Suppose $X_1, ..., X_n$ form a random sample from the Poisson Distribution with unknown mean $\lambda$. Let $\lambda_0$ and $\lambda_1$ be specific values such that $\lambda_1>\lambda_0>0$ and suppose that it is desired to test the hypotheses $H_0: \lambda=\lambda_0$ and $H_1:\lambda=\lambda_1$.
a. Construct a test procedure that has size $\alpha$ and that minimizes $\beta$
b. Suppose $\lambda_0=\frac{1}{4}$, $\lambda_1=\frac{1}{2}$, and $n=20$. For $\alpha=0.05$, find the minimum value of $\beta$.
I can solve part A using Neyman-Pearson Lemma and I come up with a test procedure of $P(\sum_{i=1}^{n}x_i \geq c|\lambda=\lambda_0)=\alpha$ where $c$ is a constant. I'm maybe 80% sure on that answer, so if someone else comes up with something totally different, I'd appreciate feedback.
However, part B has me stumped. I am not completely sure how to do it. I think I need to solve the probability equation in part A for the constant $c$ and then use that to solve a new probability equation, that is: $P(\sum_{i=1}^{n}x_i \geq c|\lambda=\lambda_1)=1-\beta$.
The part that is really throwing me off is how to solve for $c$.I know $\sum_{i=1}^{n}x_i$ follows Poisson Distribution with parameter $n\lambda$, but where do I go from there?
I don't necessarily need specific answers as much as I need a gentle push in the right direction :)
For (b), the value $n\lambda$ for both hypothesis is either $5$ (under $H_0$) or $10$ (under $H_!$).

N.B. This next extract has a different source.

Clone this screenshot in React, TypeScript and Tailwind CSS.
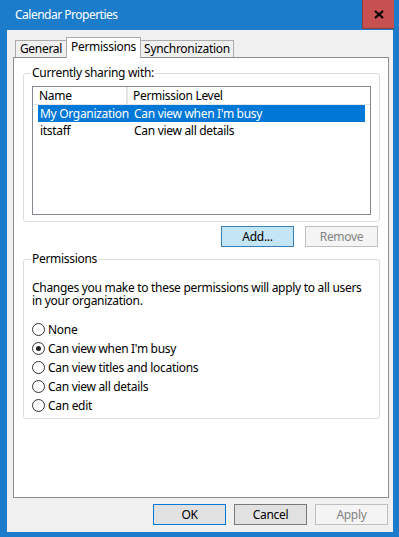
import React from 'react';

const Radio = ({ label, checked }: { label: string; checked?: boolean }) => (
  <div className="h-[19px] flex items-center">
    <span className="w-[13px] h-[13px] rounded-full border border-[#333] bg-white flex items-center justify-center">
      {checked && <span className="w-[5px] h-[5px] rounded-full bg-[#222]" />}
    </span>
    <span className="ml-[3px]">{label}</span>
  </div>
);

const App = () => {
  return (
    <div className="w-[399px] h-[537px] bg-[#1a7ccb] flex flex-col font-['Noto_Sans',sans-serif] text-[12px] tracking-[-0.3px] text-black leading-[16px]">
      <div className="h-[30px] flex items-start justify-between">
        <span className="pl-[15px] pt-[7px] text-white tracking-[-0.5px]">Calendar Properties</span>
        <div className="w-[32px] h-[29px] mr-[5px] bg-[#c75050] border-l border-b border-[#8e3b3b] flex items-center justify-center">
          <svg width="10" height="9" viewBox="0 0 10 9">
            <path d="M1 1 L9 8 M9 1 L1 8" stroke="#000" strokeWidth="2.2" />
          </svg>
        </div>
      </div>

      <div className="flex-1 ml-[7px] mr-[6px] mb-[5px] bg-[#f0f0f0] flex flex-col">
        <div className="h-[27px] pl-[8px] flex items-end">
          <div className="w-[51px] h-[17px] border-l border-t border-[#acacac] bg-[#f0f0f0] flex items-center justify-center">
            General
          </div>
          <div className="w-[75px] h-[21px] -mb-px relative z-10 border-l border-t border-r border-[#acacac] bg-white flex items-start justify-center pt-px">
            Permissions
          </div>
          <div className="w-[93px] h-[17px] border-t border-r border-[#acacac] bg-[#f0f0f0] flex items-center justify-center">
            Synchronization
          </div>
        </div>

        <div className="ml-[6px] w-[376px] h-[441px] border border-[#8c8d94] bg-white flex flex-col">
          <fieldset className="ml-[9px] mt-[7px] w-[357px] border border-[#dcdcdc] rounded-[3px] pl-[8px] pr-[8px] pb-[6px]">
            <legend className="px-[1px] ml-[-1px]">Currently sharing with:</legend>
            <div className="mt-[5px] w-[339px] h-[129px] border border-[#828790] bg-white">
              <div className="flex h-[18px] border-b border-[#e5e5e5]">
                <div className="w-[95px] pl-[6px] border-r-2 border-[#e5e5e5] flex items-center">Name</div>
                <div className="pl-[5px] flex items-center">Permission Level</div>
              </div>
              <div className="mx-[5px] h-[17px] bg-[#0078d7] text-white flex items-center">
                <span className="w-[96px] pl-[2px] whitespace-nowrap">My Organization</span>
                <span>Can view when I'm busy</span>
              </div>
              <div className="mx-[5px] h-[17px] flex items-center">
                <span className="w-[96px] pl-[2px]">itstaff</span>
                <span>Can view all details</span>
              </div>
            </div>
          </fieldset>

          <div className="mt-[4px] mr-[10px] flex justify-end gap-[11px]">
            <div className="w-[73px] h-[21px] border border-[#3c7fb1] bg-[#c4e5f6] flex items-center justify-center">Add...</div>
            <div className="w-[73px] h-[21px] border border-[#bfbfbf] bg-[#f4f4f4] text-[#838383] flex items-center justify-center">Remove</div>
          </div>

          <fieldset className="ml-[9px] mt-[4px] w-[357px] border border-[#dcdcdc] rounded-[3px] pl-[8px] pr-[8px] pb-[3px]">
            <legend className="px-[1px] ml-[-1px]">Permissions</legend>
            <p className="mt-[14px] leading-[13px]">
              Changes you make to these permissions will apply to all users in your organization.
            </p>
            <div className="mt-[13px] flex flex-col">
              <Radio label="None" />
              <Radio label="Can view when I'm busy" checked />
              <Radio label="Can view titles and locations" />
              <Radio label="Can view all details" />
              <Radio label="Can edit" />
            </div>
          </fieldset>
        </div>

        <div className="mt-[6px] mr-[5px] flex justify-end gap-[8px]">
          <div className="w-[73px] h-[21px] border border-[#0078d7] bg-[#e1e1e1] flex items-center justify-center">OK</div>
          <div className="w-[73px] h-[21px] border border-[#7a7a7a] bg-[#e1e1e1] flex items-center justify-center">Cancel</div>
          <div className="w-[73px] h-[21px] border border-[#bfbfbf] bg-[#f4f4f4] text-[#838383] flex items-center justify-center">Apply</div>
        </div>
      </div>
    </div>
  );
};

export default App;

So the probabilities can be calculated directly.
First find $c$ as such integer value that $$1-\sum_{k=0}^{c-1}\frac{5^k}{k!}e^{-5}\geq 0.05$$ and $$1-\sum_{k=0}^{c}\frac{5^k}{k!}e^{-5}\leq 0.05$$
We find $c$ as a value where $P(\sum_{i=1}^nX_i\geq c|\lambda=\lambda_0)$ jumps over a value of $0.05$, since there is no hope that the probability can fall to $0.05$ exactly.
$$1-\sum_{k=0}^8\frac{5^k}{k!}e^{-5}\approx 0.0681>0.05, \quad 1-\sum_{k=0}^9\frac{5^k}{k!}e^{-5}\approx 0.031828<0.05,$$ and then $c=9$.
Next the minimal (over all possible tests) value of $\beta$ equals $$ \beta= \mathbb P\left(\sum_{i=1}^{n}X_i < 9\mid\lambda=\lambda_1\right)=\sum_{k=0}^8\frac{10^k}{k!}e^{-10} = 0,332819678750719. $$
For both cases it is possible to use CLT instead of direct calculations. The distribution of $$\frac{\sum_{i=1}^{20}X_i-20\lambda}{\sqrt{20\lambda}}$$ is approximately normal $N(0,1)$ and $$ \mathbb P\left(\sum_{i=1}^{20}X_i\geq c\biggm|\lambda=\frac14\right)=\mathbb P\left(\frac{\sum_{i=1}^{20}X_i-5}{\sqrt{5}}\geq \frac{c-5}{\sqrt{5}}\right)\approx 1-\Phi\left(\frac{c-5}{\sqrt{5}}\right)=0.05 $$ From the table of $\Phi(x)$ find $\frac{c-5}{\sqrt{5}}\approx 1.645$ and $c\approx 8.678$. And then $$ \beta= \mathbb P\left(\sum_{i=1}^{n}X_i < 9\mid\lambda=\lambda_1\right)=\mathbb P\left(\frac{\sum_{i=1}^{20}X_i-10}{\sqrt{10}} < \frac{8.678-10}{\sqrt{10}}\right)\approx 1-\Phi\left(-0.418\right)=0.338.$$
Here I do not take in mind that $c$ should be integer since at this case the values obtained by normal approximation will be very far from the exact values.